Student research opportunities

Making Correct Programs Efficient

Project Code: CECS_1136

This project is available at the following levels:
CS single semester, Honours, Summer Scholar, Masters

Keywords:

Functional Programming, Program Extraction, Theorem Proving, Efficiency

Supervisor:

Dr Dirk Pattinson

Outline:

The ``Correctness by Construction'' Paradigm extracts provably correct programs from proofs in a theorem prover. The price to pay for provable correctness is often execution speed as there are fewer opportunities for fine tuning.
The aim of this project is to produce provably correct programs that can still handle real-world data. The target application is vote counting where correctness is paramount, but still millions of votes need to be counted efficiently.

Goals of this project

We have already produced prototypes of vote counting programs using the ``Correctness by Construction'' paradigm. Goals are to investigate the performance bottlenecks alongside approaches to overcome them, while maintaining provable correctness.

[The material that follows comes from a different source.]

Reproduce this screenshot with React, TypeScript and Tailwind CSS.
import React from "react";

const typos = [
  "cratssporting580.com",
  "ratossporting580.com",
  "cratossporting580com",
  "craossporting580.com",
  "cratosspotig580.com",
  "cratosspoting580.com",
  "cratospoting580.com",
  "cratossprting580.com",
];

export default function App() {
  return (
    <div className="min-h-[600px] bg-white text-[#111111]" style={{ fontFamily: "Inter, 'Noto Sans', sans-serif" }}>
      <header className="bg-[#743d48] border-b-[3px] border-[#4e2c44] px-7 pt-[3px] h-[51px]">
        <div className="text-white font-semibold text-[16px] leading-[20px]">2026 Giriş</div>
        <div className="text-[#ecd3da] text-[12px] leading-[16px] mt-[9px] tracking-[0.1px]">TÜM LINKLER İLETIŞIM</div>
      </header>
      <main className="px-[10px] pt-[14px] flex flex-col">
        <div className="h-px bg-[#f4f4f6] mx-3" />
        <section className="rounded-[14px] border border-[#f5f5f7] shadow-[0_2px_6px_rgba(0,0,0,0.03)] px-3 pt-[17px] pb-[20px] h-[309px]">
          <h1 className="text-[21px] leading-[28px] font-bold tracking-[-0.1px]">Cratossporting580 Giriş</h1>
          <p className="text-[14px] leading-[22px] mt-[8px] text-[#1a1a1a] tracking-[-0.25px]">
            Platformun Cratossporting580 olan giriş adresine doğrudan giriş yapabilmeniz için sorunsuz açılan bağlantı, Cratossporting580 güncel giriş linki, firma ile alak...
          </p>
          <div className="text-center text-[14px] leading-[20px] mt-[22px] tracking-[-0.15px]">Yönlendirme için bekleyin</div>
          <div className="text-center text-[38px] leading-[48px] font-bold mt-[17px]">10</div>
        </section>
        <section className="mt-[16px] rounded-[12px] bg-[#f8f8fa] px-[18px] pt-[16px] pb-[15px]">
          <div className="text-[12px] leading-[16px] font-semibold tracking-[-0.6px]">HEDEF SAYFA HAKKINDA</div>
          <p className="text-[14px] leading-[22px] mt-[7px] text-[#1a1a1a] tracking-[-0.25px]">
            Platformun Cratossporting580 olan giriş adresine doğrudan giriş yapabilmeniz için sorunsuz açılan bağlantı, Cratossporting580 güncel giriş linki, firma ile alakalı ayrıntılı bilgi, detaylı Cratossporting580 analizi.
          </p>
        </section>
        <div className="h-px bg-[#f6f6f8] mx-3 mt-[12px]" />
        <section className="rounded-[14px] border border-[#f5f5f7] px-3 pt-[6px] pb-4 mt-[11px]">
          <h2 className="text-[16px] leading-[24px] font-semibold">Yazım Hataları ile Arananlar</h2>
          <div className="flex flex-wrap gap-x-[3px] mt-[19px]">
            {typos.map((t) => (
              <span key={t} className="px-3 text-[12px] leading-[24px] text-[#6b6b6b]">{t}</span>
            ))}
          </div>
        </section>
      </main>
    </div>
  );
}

Requirements/Prerequisites

Interest in Functional Programming and/or Theorem Proving and/or Formal Methods

Student Gain

Hands-on experience in the area of software correctness and interactive theorem proving.

Background Literature

A case study that describes the generation of the vote counting programs is avaliable at
http://users.cecs.anu.edu.au/~dpattinson/Software
which contains instructions on how to build and run the case studies.